As amended, HB 695 includes a variety of provisions. Perhaps most notably, it would require abortion providers to meet the same standards as ambulatory surgery centers, a move abortion-rights advocates say is designed to shut down providers. Only one clinic in the entire state currently meets those standards; all others would effectively have to close–and Kinnaird says the standards governing ambulatory centers are irrelevant when it comes to clinics that provide abortions.

“(The standards govern) the linoleum on the floor and the paint on the walls,” she says, “as well as equipment–(requiring) things that would be there in an ambulatory (center) that just aren’t necessary in an abortion clinic.”

Moreover, Kinnaird says, those ‘abortion clinics’ don’t only provide abortions. “Women, low-income women, use this as their primary health care,” she says. “They get family planning materials there, they also get cancer screening–if we close these down, these folks without insurance, low-income people, are going to really suffer (in terms of) general health care.”

Another provision of the bill would prevent city and county health plans from covering abortions as well, unless it is to save the life of the mother or in cases of rape or incest.

As always with abortion debates, Kinnaird says the discussion of HB 695 got very heated: “At the end,” she says, “one of the backers of the bill told one of our Democrats that she was going to hell and he was praying for her.” But in this case, passions flared not only because of the content of the bill, but because of the process by which it was pushed through–an issue with a long history of its own.
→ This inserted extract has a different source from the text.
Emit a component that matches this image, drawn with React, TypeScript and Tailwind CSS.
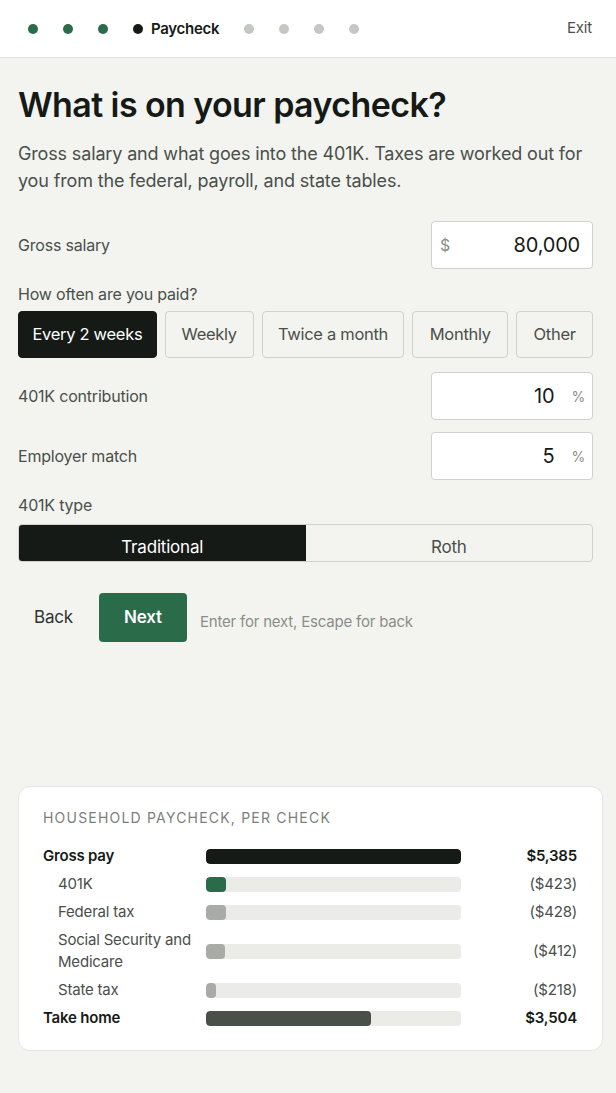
import React from "react";

const font = { fontFamily: "Inter, 'Noto Sans', sans-serif" };

function Dot({ c }: { c: string }) {
  return <span className={`block w-[10px] h-[10px] rounded-full ${c}`} />;
}

const rows = [
  { label: "Gross pay", value: "$5,385", bold: true, fill: 255, color: "bg-[#161a16]" },
  { label: "401K", value: "($423)", fill: 20, color: "bg-[#2a6b4a]" },
  { label: "Federal tax", value: "($428)", fill: 20, color: "bg-[#a8aba6]" },
  { label: "Social Security and Medicare", value: "($412)", fill: 19, color: "bg-[#a8aba6]" },
  { label: "State tax", value: "($218)", fill: 10, color: "bg-[#a8aba6]" },
  { label: "Take home", value: "$3,504", bold: true, fill: 165, color: "bg-[#4a4f4a]" },
];

export default function App() {
  return (
    <div className="min-h-[1093px] bg-[#f3f4f0] text-[#161a16] tracking-[-0.2px]" style={font}>
      <header className="h-[58px] bg-white border-b border-[#e2e3df] flex items-center justify-between pl-[28px] pr-[24px]">
        <div className="flex items-center gap-[25px]">
          <Dot c="bg-[#2a6b4a]" />
          <Dot c="bg-[#2a6b4a]" />
          <Dot c="bg-[#2a6b4a]" />
          <div className="flex items-center gap-[8px]">
            <Dot c="bg-[#161a16]" />
            <span className="text-[15px] font-semibold leading-none tracking-[-0.3px]">Paycheck</span>
          </div>
          <Dot c="bg-[#c4c7c2]" />
          <Dot c="bg-[#c4c7c2]" />
          <Dot c="bg-[#c4c7c2]" />
          <Dot c="bg-[#c4c7c2]" />
        </div>
        <span className="text-[15px] text-[#4a4f4a]">Exit</span>
      </header>

      <main className="pl-[18px] pr-[23px]">
        <h1 className="pt-[27px] text-[34px] leading-[40px] font-semibold tracking-[-0.6px]">
          What is on your paycheck?
        </h1>
        <p className="mt-[15px] text-[18px] leading-[27px] text-[#4a4f4a] tracking-[-0.15px]">
          Gross salary and what goes into the 401K. Taxes are worked out for you from the federal, payroll, and state tables.
        </p>

        <div className="mt-[27px] flex items-center justify-between">
          <span className="text-[16px] text-[#4a4f4a]">Gross salary</span>
          <div className="w-[162px] h-[48px] bg-white border border-[#cfd1cc] rounded-[4px] flex items-center justify-between pl-[8px] pr-[12px]">
            <span className="text-[16px] text-[#8a8e8a]">$</span>
            <span className="text-[20px]">80,000</span>
          </div>
        </div>

        <div className="mt-[13px] text-[16px] leading-[24px] text-[#4a4f4a]">How often are you paid?</div>
        <div className="mt-[5px] flex gap-[8px]">
          {[
            ["Every 2 weeks", "w-[139px]", true],
            ["Weekly", "w-[89px]", false],
            ["Twice a month", "w-[143px]", false],
            ["Monthly", "w-[96px]", false],
            ["Other", "w-[77px]", false],
          ].map(([t, w, sel]) => (
            <button
              key={t as string}
              className={`${w} h-[47px] rounded-[4px] border text-[16.5px] tracking-[-0.3px] ${
                sel ? "bg-[#161a16] border-[#161a16] text-white" : "border-[#cfd1cc] text-[#4a4f4a]"
              }`}
            >
              {t as string}
            </button>
          ))}
        </div>

        <div className="mt-[14px] flex items-center justify-between">
          <span className="text-[16px] text-[#4a4f4a]">401K contribution</span>
          <div className="w-[162px] h-[48px] bg-white border border-[#cfd1cc] rounded-[4px] flex items-center justify-end pr-[7px]">
            <span className="text-[20px]">10</span>
            <span className="ml-[17px] text-[14px] text-[#8a8e8a]">%</span>
          </div>
        </div>
        <div className="mt-[12px] flex items-center justify-between">
          <span className="text-[16px] text-[#4a4f4a]">Employer match</span>
          <div className="w-[162px] h-[48px] bg-white border border-[#cfd1cc] rounded-[4px] flex items-center justify-end pr-[7px]">
            <span className="text-[20px]">5</span>
            <span className="ml-[17px] text-[14px] text-[#8a8e8a]">%</span>
          </div>
        </div>

        <div className="mt-[13px] text-[16px] leading-[24px] text-[#4a4f4a]">401K type</div>
        <div className="mt-[7px] h-[38px] flex border border-[#cfd1cc] rounded-[4px] overflow-hidden">
          <div className="flex-1 bg-[#161a16] text-white text-[17px] flex items-center justify-center pt-[10px]">Traditional</div>
          <div className="flex-1 text-[#4a4f4a] text-[17px] flex items-center justify-center pt-[10px]">Roth</div>
        </div>

        <div className="mt-[31px] flex items-center">
          <button className="px-[16px] h-[49px] text-[17px] text-[#2e332e]">Back</button>
          <button className="ml-[10px] w-[88px] h-[49px] rounded-[4px] bg-[#2a6b4a] text-white text-[17px] font-semibold">Next</button>
          <span className="ml-[13px] mt-[10px] text-[15px] text-[#8a8e8a]">Enter for next, Escape for back</span>
        </div>

        <section className="mt-[144px] w-[585px] bg-white border border-[#e4e5e1] rounded-[12px] pt-[22px] pb-[18px] pl-[24px] pr-[25px]">
          <h2 className="text-[14px] leading-[18px] tracking-[1.2px] text-[#7a7f7a] uppercase">
            Household paycheck, per check
          </h2>
          <div className="mt-[15px]">
            {rows.map((r) => (
              <div key={r.label} className="grid grid-cols-[163px_255px_1fr] items-center py-[3px]">
                <span
                  className={`text-[15px] leading-[22px] ${
                    r.bold ? "font-semibold text-[#161a16]" : "pl-[15px] pr-[8px] text-[#4a4f4a]"
                  }`}
                >
                  {r.label}
                </span>
                <div className="h-[15px] rounded-[4px] bg-[#ebece8] overflow-hidden">
                  <div className={`h-full rounded-[4px] ${r.color}`} style={{ width: r.fill }} />
                </div>
                <span
                  className={`text-right text-[15px] leading-[22px] ${
                    r.bold ? "font-semibold text-[#161a16]" : "text-[#4a4f4a]"
                  }`}
                >
                  {r.value}
                </span>
              </div>
            ))}
          </div>
        </section>
      </main>
    </div>
  );
}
“At one point (in the debate), the Rules chair stood up and said, ‘Well, you Democrats did it (like this) a long time,'” Kinnaird says. Republican Governor Pat McCrory made a similar comment in a statement denouncing the procedure: “It was not right then,” he said Wednesday, “and it is not right now.” (Kinnaird too doesn’t deny that Democrats could have been more transparent when they were the majority party–but adds, “Just because somebody (else) did it doesn’t make it right.”)

House Bill 695 passed the Senate by a vote of 29-12. The amended bill still needs to be approved by the State House, but its passage seems all but certain: Governor McCrory pledged during last year’s campaign not to sign any bill that imposes further restrictions on abortion, but Republicans have a veto-proof majority in both houses even if McCrory follows through on that pledge. Indeed, notwithstanding the procedural controversy, Kinnaird concedes that the bill would likely have passed the Senate in its current form even if GOP leaders had allowed ample time for public debate.

Even if it passes the legislature, though, Kinnaird says the story will be far from over. “The Attorney General said this bill is likely to generate a lot of Constitutional issues in the courts,” she says, “so even if it passes, it’ll be in the courts for a long time.”

And while Democrats have little power to shape the discourse in Raleigh now, Kinnaird says she’s confident that this debate will contribute to an anti-GOP backlash in 2014.

“People are finally beginning to realize (that) this is an extreme group, and we know that the people of North Carolina do not want extremism,” she says. “They don’t want to be on the Jon Stewart show (or) Rachel Maddow as laughingstocks of the country…

“We used to be a beacon of light (and) a beacon of enlightenment in the South, and we are no longer that–and I know that the people of North Carolina believe that we should be that beacon of light, that beacon of enlightenment. And they’re going to, I think, really react at the polls.”